Work instructions:
Each line containing the word "TypeScript" needs to be copied.

Task data:
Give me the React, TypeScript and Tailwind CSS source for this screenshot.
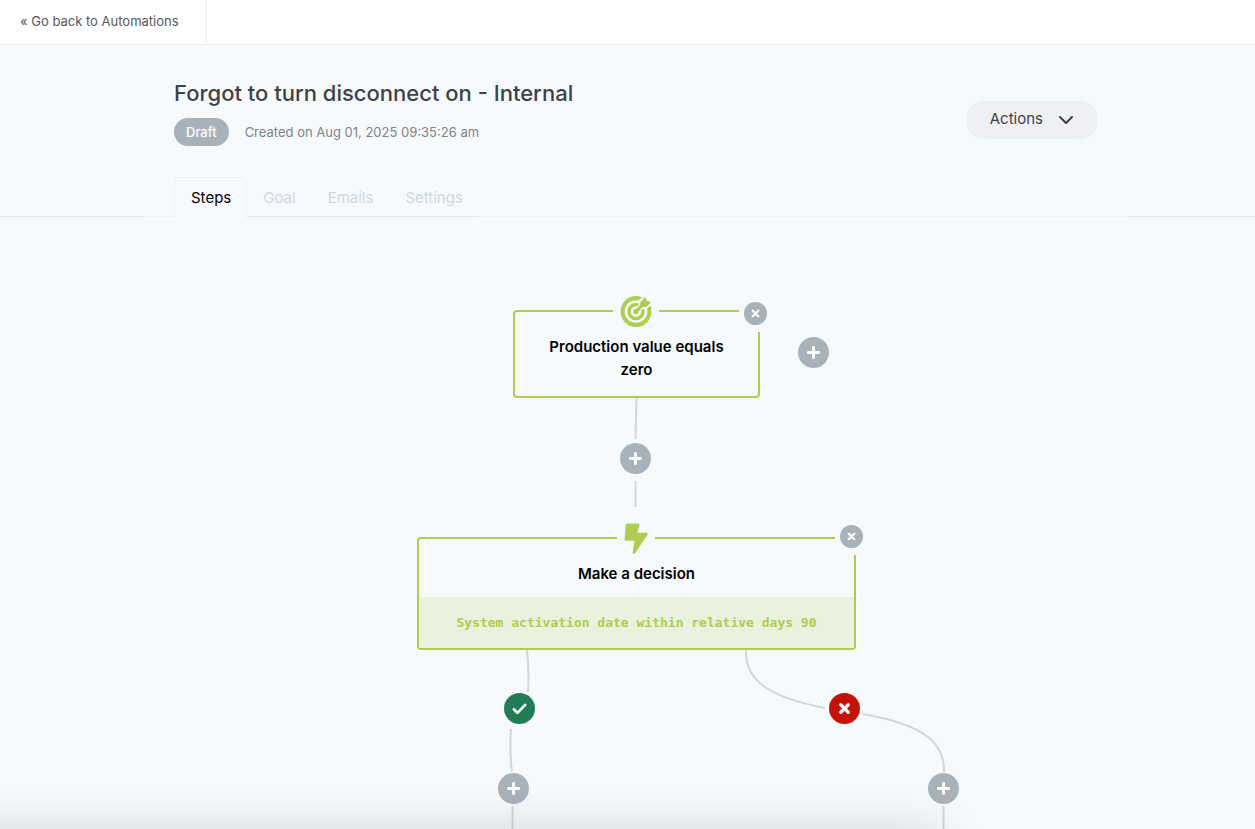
* * *
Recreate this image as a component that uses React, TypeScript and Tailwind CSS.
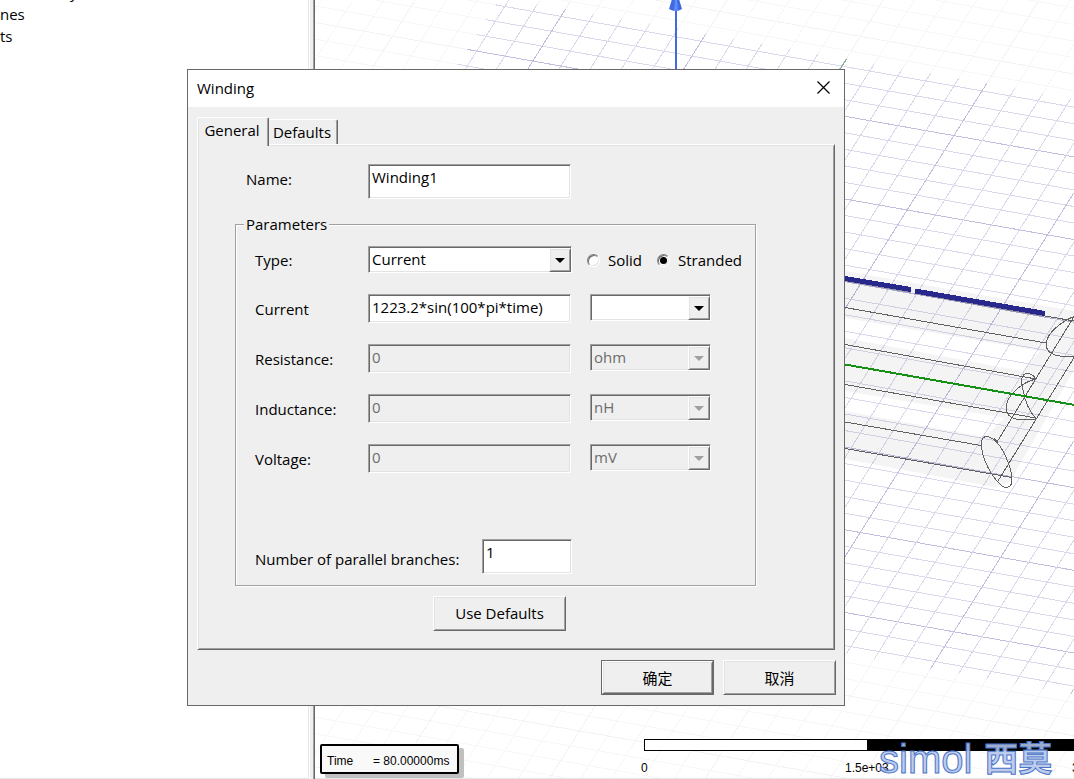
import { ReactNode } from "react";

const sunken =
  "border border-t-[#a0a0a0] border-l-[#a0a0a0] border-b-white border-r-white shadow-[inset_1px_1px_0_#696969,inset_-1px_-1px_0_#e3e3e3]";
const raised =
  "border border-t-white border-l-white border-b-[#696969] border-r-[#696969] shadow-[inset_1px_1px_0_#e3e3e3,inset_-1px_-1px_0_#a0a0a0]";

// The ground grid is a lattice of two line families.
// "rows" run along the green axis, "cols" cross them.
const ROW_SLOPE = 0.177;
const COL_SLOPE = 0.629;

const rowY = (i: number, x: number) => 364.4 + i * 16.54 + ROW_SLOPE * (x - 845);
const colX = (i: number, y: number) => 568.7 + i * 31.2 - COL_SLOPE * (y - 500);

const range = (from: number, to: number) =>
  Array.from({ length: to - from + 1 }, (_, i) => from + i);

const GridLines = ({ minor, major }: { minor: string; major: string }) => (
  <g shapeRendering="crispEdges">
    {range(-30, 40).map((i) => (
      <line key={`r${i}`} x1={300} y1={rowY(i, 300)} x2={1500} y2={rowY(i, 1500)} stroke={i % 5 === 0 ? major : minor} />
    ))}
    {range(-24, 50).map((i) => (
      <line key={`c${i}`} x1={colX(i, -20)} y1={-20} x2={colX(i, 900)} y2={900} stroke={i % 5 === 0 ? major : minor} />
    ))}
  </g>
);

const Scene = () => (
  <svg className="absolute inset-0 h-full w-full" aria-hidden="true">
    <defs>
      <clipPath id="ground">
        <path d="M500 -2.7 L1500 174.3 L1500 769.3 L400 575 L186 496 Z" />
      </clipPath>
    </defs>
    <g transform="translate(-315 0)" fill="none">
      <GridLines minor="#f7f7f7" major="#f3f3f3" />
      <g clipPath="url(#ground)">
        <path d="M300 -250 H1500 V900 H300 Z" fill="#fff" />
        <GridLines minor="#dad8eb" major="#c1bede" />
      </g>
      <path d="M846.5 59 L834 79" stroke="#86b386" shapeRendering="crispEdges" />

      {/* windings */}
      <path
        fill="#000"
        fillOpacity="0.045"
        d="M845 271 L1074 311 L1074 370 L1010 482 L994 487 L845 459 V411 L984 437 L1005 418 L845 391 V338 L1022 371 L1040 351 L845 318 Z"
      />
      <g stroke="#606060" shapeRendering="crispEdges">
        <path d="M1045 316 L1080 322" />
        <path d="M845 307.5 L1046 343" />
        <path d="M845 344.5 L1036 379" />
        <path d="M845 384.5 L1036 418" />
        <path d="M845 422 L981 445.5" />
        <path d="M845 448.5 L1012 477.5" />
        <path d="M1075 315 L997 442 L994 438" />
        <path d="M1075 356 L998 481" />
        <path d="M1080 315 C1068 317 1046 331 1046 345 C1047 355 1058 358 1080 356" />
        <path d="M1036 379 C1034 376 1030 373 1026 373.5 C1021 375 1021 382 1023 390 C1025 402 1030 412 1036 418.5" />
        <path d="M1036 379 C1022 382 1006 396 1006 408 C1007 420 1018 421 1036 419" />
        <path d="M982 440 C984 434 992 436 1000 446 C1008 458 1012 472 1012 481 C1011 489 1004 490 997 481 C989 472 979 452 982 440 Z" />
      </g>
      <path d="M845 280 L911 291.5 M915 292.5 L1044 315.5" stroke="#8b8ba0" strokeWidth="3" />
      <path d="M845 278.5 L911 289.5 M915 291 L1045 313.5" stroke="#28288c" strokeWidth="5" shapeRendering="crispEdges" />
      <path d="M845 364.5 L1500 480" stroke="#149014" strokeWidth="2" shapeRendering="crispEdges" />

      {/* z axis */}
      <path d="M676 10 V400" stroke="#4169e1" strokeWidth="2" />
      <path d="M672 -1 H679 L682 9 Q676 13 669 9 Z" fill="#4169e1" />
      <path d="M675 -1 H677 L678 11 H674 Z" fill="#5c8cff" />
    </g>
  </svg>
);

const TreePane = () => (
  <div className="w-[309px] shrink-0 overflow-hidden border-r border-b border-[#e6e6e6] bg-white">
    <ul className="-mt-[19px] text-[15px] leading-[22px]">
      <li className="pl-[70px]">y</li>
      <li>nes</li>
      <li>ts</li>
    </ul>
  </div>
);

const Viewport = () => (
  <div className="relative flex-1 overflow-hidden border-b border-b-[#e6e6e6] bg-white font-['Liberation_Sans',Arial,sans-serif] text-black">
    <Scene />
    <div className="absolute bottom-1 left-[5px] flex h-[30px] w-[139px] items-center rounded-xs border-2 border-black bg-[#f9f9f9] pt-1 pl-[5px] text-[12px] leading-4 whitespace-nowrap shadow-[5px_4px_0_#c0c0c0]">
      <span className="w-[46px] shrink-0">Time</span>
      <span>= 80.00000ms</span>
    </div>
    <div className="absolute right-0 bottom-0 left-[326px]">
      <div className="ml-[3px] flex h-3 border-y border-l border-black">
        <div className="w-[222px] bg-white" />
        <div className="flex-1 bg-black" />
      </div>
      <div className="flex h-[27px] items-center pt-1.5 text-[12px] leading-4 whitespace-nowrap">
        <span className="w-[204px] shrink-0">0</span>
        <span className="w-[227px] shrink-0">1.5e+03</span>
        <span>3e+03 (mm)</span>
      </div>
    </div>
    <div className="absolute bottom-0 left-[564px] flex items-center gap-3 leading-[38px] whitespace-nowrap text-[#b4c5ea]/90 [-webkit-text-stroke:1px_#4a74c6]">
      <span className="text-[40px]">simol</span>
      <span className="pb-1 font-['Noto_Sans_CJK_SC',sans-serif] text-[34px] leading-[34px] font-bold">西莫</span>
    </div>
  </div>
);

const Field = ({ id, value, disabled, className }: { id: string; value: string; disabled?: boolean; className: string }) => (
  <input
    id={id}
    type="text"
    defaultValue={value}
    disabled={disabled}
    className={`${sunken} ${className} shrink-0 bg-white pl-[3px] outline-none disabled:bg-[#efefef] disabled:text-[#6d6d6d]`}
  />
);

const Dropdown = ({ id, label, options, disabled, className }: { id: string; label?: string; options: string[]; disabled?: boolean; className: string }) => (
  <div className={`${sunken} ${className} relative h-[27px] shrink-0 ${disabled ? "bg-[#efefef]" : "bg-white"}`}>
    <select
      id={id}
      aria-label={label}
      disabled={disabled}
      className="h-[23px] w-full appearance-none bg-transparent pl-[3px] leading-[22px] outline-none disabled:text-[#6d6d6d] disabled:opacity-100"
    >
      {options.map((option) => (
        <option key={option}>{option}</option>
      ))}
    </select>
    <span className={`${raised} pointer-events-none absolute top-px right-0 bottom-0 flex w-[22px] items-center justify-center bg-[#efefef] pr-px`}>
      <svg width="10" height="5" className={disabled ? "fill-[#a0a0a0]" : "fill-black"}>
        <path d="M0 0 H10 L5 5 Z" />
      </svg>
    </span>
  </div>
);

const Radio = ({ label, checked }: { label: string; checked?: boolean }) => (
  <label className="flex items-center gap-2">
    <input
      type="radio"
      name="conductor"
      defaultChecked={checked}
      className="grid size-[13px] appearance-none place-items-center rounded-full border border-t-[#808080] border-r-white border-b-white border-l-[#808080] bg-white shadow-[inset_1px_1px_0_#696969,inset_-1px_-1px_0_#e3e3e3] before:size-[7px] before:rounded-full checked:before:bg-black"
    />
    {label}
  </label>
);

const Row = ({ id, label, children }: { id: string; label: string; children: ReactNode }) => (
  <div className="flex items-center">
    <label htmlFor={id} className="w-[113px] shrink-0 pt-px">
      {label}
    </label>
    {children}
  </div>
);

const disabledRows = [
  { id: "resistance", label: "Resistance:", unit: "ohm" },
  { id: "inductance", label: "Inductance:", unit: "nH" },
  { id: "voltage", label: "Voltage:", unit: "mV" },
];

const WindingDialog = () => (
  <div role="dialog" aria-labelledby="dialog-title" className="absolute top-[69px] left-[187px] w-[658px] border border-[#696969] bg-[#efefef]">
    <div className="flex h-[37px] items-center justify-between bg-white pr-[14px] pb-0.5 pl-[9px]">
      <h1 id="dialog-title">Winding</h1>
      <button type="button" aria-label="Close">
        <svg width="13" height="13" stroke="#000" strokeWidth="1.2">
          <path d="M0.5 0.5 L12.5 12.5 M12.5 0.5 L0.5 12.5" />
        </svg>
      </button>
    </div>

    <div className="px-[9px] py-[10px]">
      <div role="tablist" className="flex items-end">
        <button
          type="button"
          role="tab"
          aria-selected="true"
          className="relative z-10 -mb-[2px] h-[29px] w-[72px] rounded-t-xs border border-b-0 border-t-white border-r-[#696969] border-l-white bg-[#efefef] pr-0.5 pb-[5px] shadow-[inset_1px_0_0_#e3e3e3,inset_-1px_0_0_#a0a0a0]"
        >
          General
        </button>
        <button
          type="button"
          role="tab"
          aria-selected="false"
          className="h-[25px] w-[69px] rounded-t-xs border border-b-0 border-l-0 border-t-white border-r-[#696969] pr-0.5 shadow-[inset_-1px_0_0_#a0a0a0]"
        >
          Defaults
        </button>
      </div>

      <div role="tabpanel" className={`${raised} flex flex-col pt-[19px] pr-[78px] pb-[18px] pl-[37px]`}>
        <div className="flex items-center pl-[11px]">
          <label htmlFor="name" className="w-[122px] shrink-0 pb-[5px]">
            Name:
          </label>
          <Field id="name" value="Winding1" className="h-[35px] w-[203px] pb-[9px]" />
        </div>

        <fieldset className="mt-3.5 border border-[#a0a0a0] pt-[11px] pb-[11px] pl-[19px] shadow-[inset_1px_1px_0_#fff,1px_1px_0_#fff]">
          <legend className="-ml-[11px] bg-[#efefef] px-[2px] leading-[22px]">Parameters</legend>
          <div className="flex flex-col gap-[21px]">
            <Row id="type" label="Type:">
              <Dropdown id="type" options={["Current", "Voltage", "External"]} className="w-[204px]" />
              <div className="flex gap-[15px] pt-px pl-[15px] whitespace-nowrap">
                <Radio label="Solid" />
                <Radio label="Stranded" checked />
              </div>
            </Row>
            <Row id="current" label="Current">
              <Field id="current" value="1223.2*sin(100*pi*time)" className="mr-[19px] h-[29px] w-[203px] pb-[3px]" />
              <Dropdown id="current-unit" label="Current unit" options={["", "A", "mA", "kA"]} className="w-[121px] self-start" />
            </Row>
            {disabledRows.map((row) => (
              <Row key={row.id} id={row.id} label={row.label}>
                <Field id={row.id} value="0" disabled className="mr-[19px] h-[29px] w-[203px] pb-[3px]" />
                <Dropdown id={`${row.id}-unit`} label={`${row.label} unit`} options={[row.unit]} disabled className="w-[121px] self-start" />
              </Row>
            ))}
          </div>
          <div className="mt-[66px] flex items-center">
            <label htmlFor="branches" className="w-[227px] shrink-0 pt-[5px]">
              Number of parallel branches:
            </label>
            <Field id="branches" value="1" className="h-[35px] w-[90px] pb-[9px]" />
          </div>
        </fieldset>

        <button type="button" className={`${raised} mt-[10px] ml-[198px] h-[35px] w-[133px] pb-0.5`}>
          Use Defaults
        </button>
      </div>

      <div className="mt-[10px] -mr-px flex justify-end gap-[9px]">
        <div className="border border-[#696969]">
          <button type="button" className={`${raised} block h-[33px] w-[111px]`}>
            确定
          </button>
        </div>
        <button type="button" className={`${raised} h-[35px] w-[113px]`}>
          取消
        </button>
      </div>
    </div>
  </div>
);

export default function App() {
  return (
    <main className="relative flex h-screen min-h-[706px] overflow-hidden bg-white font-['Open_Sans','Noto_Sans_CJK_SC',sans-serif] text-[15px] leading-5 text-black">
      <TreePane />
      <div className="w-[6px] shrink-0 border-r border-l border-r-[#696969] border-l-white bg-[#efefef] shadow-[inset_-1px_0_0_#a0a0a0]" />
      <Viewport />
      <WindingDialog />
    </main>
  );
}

The output:
Give me the React, TypeScript and Tailwind CSS source for this screenshot.
Recreate this image as a component that uses React, TypeScript and Tailwind CSS.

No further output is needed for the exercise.